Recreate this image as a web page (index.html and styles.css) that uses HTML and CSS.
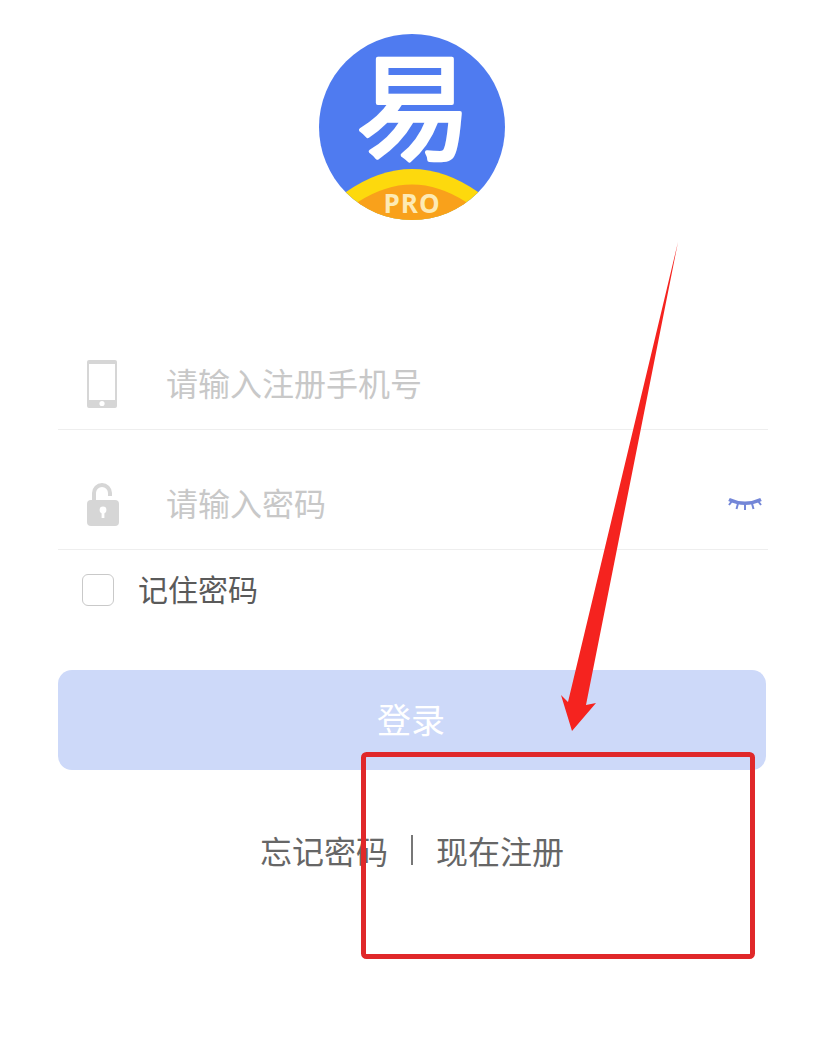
FILE: index.html
```html
<!DOCTYPE html>
<html lang="zh-CN">
<head>
    <meta charset="UTF-8">
    <meta name="viewport" content="width=device-width, initial-scale=1.0">
    <title>登录</title>
    <link rel="stylesheet" href="styles.css">
</head>
<body>

<div class="login-page">
    <svg class="logo" width="186" height="186" viewBox="0 0 186 186">
        <defs>
            <clipPath id="logoClip"><circle cx="93" cy="93" r="93"/></clipPath>
        </defs>
        <g clip-path="url(#logoClip)">
            <rect width="186" height="186" fill="#4f7bf0"/>
            <path d="M0 186 L27 158 Q93 112 159 158 L186 186 Z" fill="#fdd90d"/>
            <path d="M20 186 L39 168 Q93 133 147 168 L166 186 Z" fill="#f9a11b"/>
        </g>
        <text class="logo-char" x="95" y="116" text-anchor="middle">易</text>
        <text class="logo-pro" x="93" y="179" text-anchor="middle">PRO</text>
    </svg>

    <div class="form">
        <div class="field">
            <span class="field-icon">
                <svg width="30" height="48" viewBox="0 0 30 48">
                    <path fill-rule="evenodd" fill="#d6d6d6" d="M2 0h26a2 2 0 0 1 2 2v44a2 2 0 0 1-2 2H2a2 2 0 0 1-2-2V2a2 2 0 0 1 2-2zM2 4v36h26V4z"/>
                    <circle cx="15" cy="43.500" r="2.600" fill="#fff"/>
                </svg>
            </span>
            <span class="placeholder">请输入注册手机号</span>
        </div>
        <div class="field">
            <span class="field-icon">
                <svg width="32" height="43" viewBox="0 0 32 43">
                    <path fill="none" stroke="#d6d6d6" stroke-width="4" d="M7 18V10a8 8 0 0 1 16 0v3"/>
                    <rect x="0" y="17" width="32" height="26" rx="4" fill="#d6d6d6"/>
                    <circle cx="16" cy="27" r="3.400" fill="#fff"/>
                    <rect x="14.600" y="28" width="2.800" height="7" fill="#fff"/>
                </svg>
            </span>
            <span class="placeholder">请输入密码</span>
            <svg class="eye" width="36" height="14" viewBox="0 0 36 14">
                <path fill="none" stroke="#7487d8" stroke-width="3.500" d="M2 2.500Q18 10 34 2.500"/>
                <path fill="none" stroke="#7487d8" stroke-width="2" d="M5 4L2 8M11 6.500L9.500 12M18 7.500V13M25 6.500L26.500 12M31 4L34 8"/>
            </svg>
        </div>
        <label class="remember">
            <span class="checkbox"></span>
            <span class="remember-text">记住密码</span>
        </label>
        <button class="login-btn">登录</button>
        <div class="links">
            <span>忘记密码</span>
            <span class="divider"></span>
            <span>现在注册</span>
        </div>
    </div>

    <!-- red marks drawn over the screenshot -->
    <svg class="marks" width="825" height="1064" viewBox="0 0 825 1064">
        <path fill="#f5231f" d="M678 242 L586 705 L596 703 L572 731 L561 695 L568 702 Z"/>
        <rect x="363.500" y="754.500" width="389" height="202" rx="3" fill="none" stroke="#e0282a" stroke-width="5"/>
    </svg>
</div>

</body>
</html>
```

FILE: styles.css
```css
body {
    margin: 0;
    background-color: #fff;
    font-family: "Noto Sans CJK SC", "Liberation Sans", sans-serif;
}
.login-page {
    position: relative;
    height: 1064px;
    overflow: hidden;
    padding-top: 34px;
    box-sizing: border-box;
}
.logo {
    display: block;
    margin-left: 319px;
    overflow: visible;
}
.logo-char {
    font-size: 115px;
    font-weight: 400;
    fill: #fff;
    stroke: #fff;
    stroke-width: 4px;
    stroke-linejoin: round;
}
.logo-pro {
    font-family: "Open Sans", sans-serif;
    font-size: 26px;
    font-weight: 700;
    letter-spacing: 1px;
    fill: #fdeab4;
}
.form {
    width: 710px;
    margin: 90px 0 0 58px;
}
.field {
    height: 120px;
    box-sizing: border-box;
    border-bottom: 1px solid #eee;
    padding-bottom: 21px;
    display: flex;
    align-items: flex-end;
}
.field-icon {
    width: 108px;
    padding-left: 29px;
    box-sizing: border-box;
    display: flex;
    align-items: center;
    height: 48px;
}
.placeholder {
    margin-bottom: 2px;
    font-size: 32px;
    line-height: 48px;
    color: #c8c8c8;
}
.eye {
    margin-left: auto;
    margin-right: 5px;
    margin-bottom: 17px;
}
.remember {
    display: flex;
    align-items: center;
    gap: 24px;
    height: 80px;
    padding-left: 24px;
    font-size: 30px;
    color: #5a5a5a;
}
.remember-text {
    margin-bottom: 4px;
}
.checkbox {
    width: 32px;
    height: 32px;
    box-sizing: border-box;
    border: 1px solid #c9c9c9;
    border-radius: 6px;
}
.login-btn {
    display: block;
    width: 708px;
    height: 100px;
    margin-top: 40px;
    padding: 0 2px 4px 0;
    border: none;
    border-radius: 14px;
    background-color: #cdd9f9;
    color: #fff;
    font-family: inherit;
    font-size: 34px;
}
.links {
    display: flex;
    align-items: center;
    justify-content: center;
    gap: 23px;
    margin-top: 55px;
    width: 708px;
    height: 50px;
    font-size: 32px;
    color: #666;
}
.divider {
    width: 2px;
    height: 30px;
    background-color: #777;
}
.marks {
    position: absolute;
    left: 0;
    top: 0;
}
```
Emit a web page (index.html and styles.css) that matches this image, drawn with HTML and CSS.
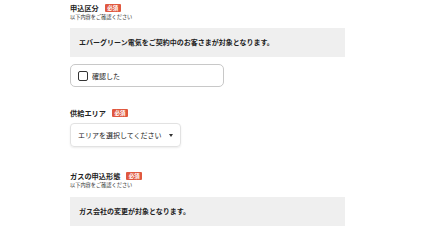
FILE: index.html
```html
<!DOCTYPE html>
<html lang="ja">
<head>
  <meta charset="UTF-8" />
  <title>お申込み</title>
  <link rel="stylesheet" href="styles.css">
</head>
<body>
  <div class="form">

    <!-- 申込区分 -->
    <div class="field">
      <div class="label">申込区分 <span class="badge">必須</span></div>
      <div class="note">以下内容をご確認ください</div>
      <div class="info">エバーグリーン電気をご契約中のお客さまが対象となります。</div>
      <label class="check">
        <span class="box"></span>
        <span>確認した</span>
      </label>
    </div>

    <!-- 供給エリア -->
    <div class="field field-area">
      <div class="label">供給エリア <span class="badge">必須</span></div>
      <div class="select">
        <span>エリアを選択してください</span>
        <span class="arrow"></span>
      </div>
    </div>

    <!-- ガスの申込形態 -->
    <div class="field field-gas">
      <div class="label">ガスの申込形態 <span class="badge">必須</span></div>
      <div class="note">以下内容をご確認ください</div>
      <div class="info">ガス会社の変更が対象となります。</div>
    </div>

  </div>
</body>
</html>
```

FILE: styles.css
```css
* {
  box-sizing: border-box;
}

body {
  margin: 0;
  background: #fff;
  color: #222;
  font-family: "Noto Sans CJK JP", "Noto Sans", sans-serif;
}

.form {
  padding: 3px 0 0 70px;
  width: 345px;
}

.label {
  font-size: 7.2px;
  font-weight: bold;
  line-height: 10px;
  display: flex;
  align-items: center;
  gap: 6px;
}

.badge {
  display: inline-block;
  background: #e0583f;
  color: #fff;
  font-size: 5.5px;
  line-height: 8px;
  padding: 0 2.5px;
  border-radius: 1px;
}

.note {
  font-size: 5.2px;
  line-height: 8px;
  color: #333;
}

.info {
  margin-top: 7px;
  background: #efefef;
  font-size: 7px;
  font-weight: bold;
  line-height: 9px;
  padding: 10px 9px;
}

.check {
  margin-top: 7px;
  width: 154px;
  height: 23px;
  border: 1px solid #c8c8c8;
  border-radius: 5px;
  display: flex;
  align-items: center;
  gap: 4px;
  padding-left: 7px;
  font-size: 7px;
}

.check .box {
  width: 10px;
  height: 10px;
  border: 1.2px solid #333;
  border-radius: 2px;
}

.field-area {
  margin-top: 21px;
}

.select {
  margin-top: 5px;
  width: 111px;
  height: 24px;
  border: 1px solid #e2e2e2;
  border-radius: 4px;
  box-shadow: 0 1px 2px rgba(0, 0, 0, 0.08);
  display: flex;
  align-items: center;
  justify-content: space-between;
  padding: 0 7px 0 7px;
  font-size: 7px;
}

.arrow {
  width: 0;
  height: 0;
  border-left: 2.5px solid transparent;
  border-right: 2.5px solid transparent;
  border-top: 3px solid #333;
}

.field-gas {
  margin-top: 24px;
}

.field-gas .info {
  margin-top: 8px;
}
```
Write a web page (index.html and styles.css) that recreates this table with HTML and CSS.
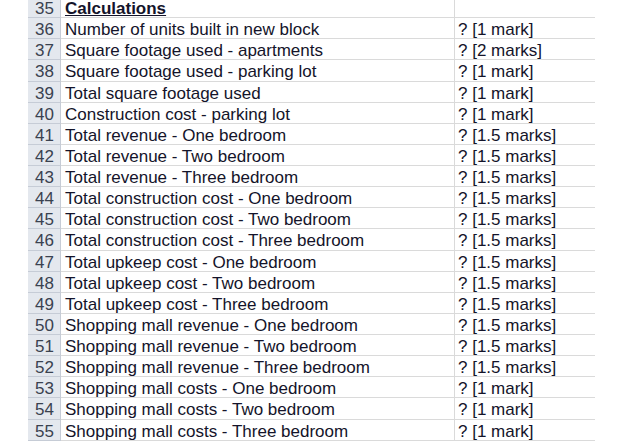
FILE: index.html
```html
<!DOCTYPE html>
<html>
<head>
<meta charset="utf-8">
<link rel="stylesheet" href="styles.css">
</head>
<body>
<div class="sheet">
  <div class="rh">35</div><div class="ca"><span class="title">Calculations</span></div><div class="cb"></div>
  <div class="rh">36</div><div class="ca">Number of units built in new block</div><div class="cb">? [1 mark]</div>
  <div class="rh">37</div><div class="ca">Square footage used - apartments</div><div class="cb">? [2 marks]</div>
  <div class="rh">38</div><div class="ca">Square footage used - parking lot</div><div class="cb">? [1 mark]</div>
  <div class="rh">39</div><div class="ca">Total square footage used</div><div class="cb">? [1 mark]</div>
  <div class="rh">40</div><div class="ca">Construction cost - parking lot</div><div class="cb">? [1 mark]</div>
  <div class="rh">41</div><div class="ca">Total revenue - One bedroom</div><div class="cb">? [1.5 marks]</div>
  <div class="rh">42</div><div class="ca">Total revenue - Two bedroom</div><div class="cb">? [1.5 marks]</div>
  <div class="rh">43</div><div class="ca">Total revenue - Three bedroom</div><div class="cb">? [1.5 marks]</div>
  <div class="rh">44</div><div class="ca">Total construction cost - One bedroom</div><div class="cb">? [1.5 marks]</div>
  <div class="rh">45</div><div class="ca">Total construction cost - Two bedroom</div><div class="cb">? [1.5 marks]</div>
  <div class="rh">46</div><div class="ca">Total construction cost - Three bedroom</div><div class="cb">? [1.5 marks]</div>
  <div class="rh">47</div><div class="ca">Total upkeep cost - One bedroom</div><div class="cb">? [1.5 marks]</div>
  <div class="rh">48</div><div class="ca">Total upkeep cost - Two bedroom</div><div class="cb">? [1.5 marks]</div>
  <div class="rh">49</div><div class="ca">Total upkeep cost - Three bedroom</div><div class="cb">? [1.5 marks]</div>
  <div class="rh">50</div><div class="ca">Shopping mall revenue - One bedroom</div><div class="cb">? [1.5 marks]</div>
  <div class="rh">51</div><div class="ca">Shopping mall revenue - Two bedroom</div><div class="cb">? [1.5 marks]</div>
  <div class="rh">52</div><div class="ca">Shopping mall revenue - Three bedroom</div><div class="cb">? [1.5 marks]</div>
  <div class="rh">53</div><div class="ca">Shopping mall costs - One bedroom</div><div class="cb">? [1 mark]</div>
  <div class="rh">54</div><div class="ca">Shopping mall costs - Two bedroom</div><div class="cb">? [1 mark]</div>
  <div class="rh">55</div><div class="ca">Shopping mall costs - Three bedroom</div><div class="cb">? [1 mark]</div>
</div>
</body>
</html>
```

FILE: styles.css
```css
html, body {
  margin: 0;
  padding: 0;
  background: #ffffff;
}
body {
  font-family: "Liberation Sans", Arial, sans-serif;
  font-size: 17px;
  color: #14142a;
}
.sheet {
  display: grid;
  grid-template-columns: 33px 394px 140px;
  grid-auto-rows: 21.13px;
  margin: -3px 0 0 28px;
  width: 567px;
}
.sheet > div {
  box-sizing: border-box;
  line-height: 19px;
  padding-top: 2px;
  white-space: nowrap;
  overflow: hidden;
}
.rh {
  background: #e4e8ee;
  border-bottom: 1px solid #c6ccd6;
  border-right: 1px solid #c6ccd6;
  text-align: center;
  color: #3a4250;
  padding-left: 1px;
}
.ca {
  border-bottom: 1px solid #dadada;
  border-right: 1px solid #dadada;
  padding-left: 4px;
}
.cb {
  border-bottom: 1px solid #dadada;
  padding-left: 3px;
}
.title {
  font-weight: bold;
  text-decoration: underline;
}
```
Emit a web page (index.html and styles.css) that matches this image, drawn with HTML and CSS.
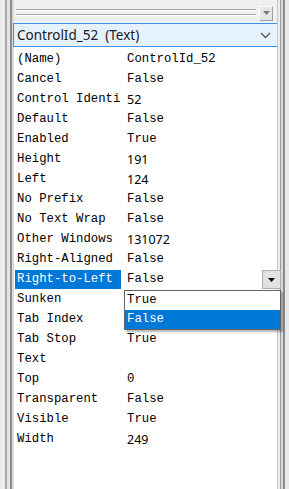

####

▶ [WHAT TO WORK ON]:
Go through the listing above and pull out each line containing the word "page".

▶ [SOLUTION FOR THIS PROBLEM]:
Recreate this image as a web page (index.html and styles.css) that uses HTML and CSS.
<div class="login-page">
.login-page {
Emit a web page (index.html and styles.css) that matches this image, drawn with HTML and CSS.
Write a web page (index.html and styles.css) that recreates this table with HTML and CSS.
Emit a web page (index.html and styles.css) that matches this image, drawn with HTML and CSS.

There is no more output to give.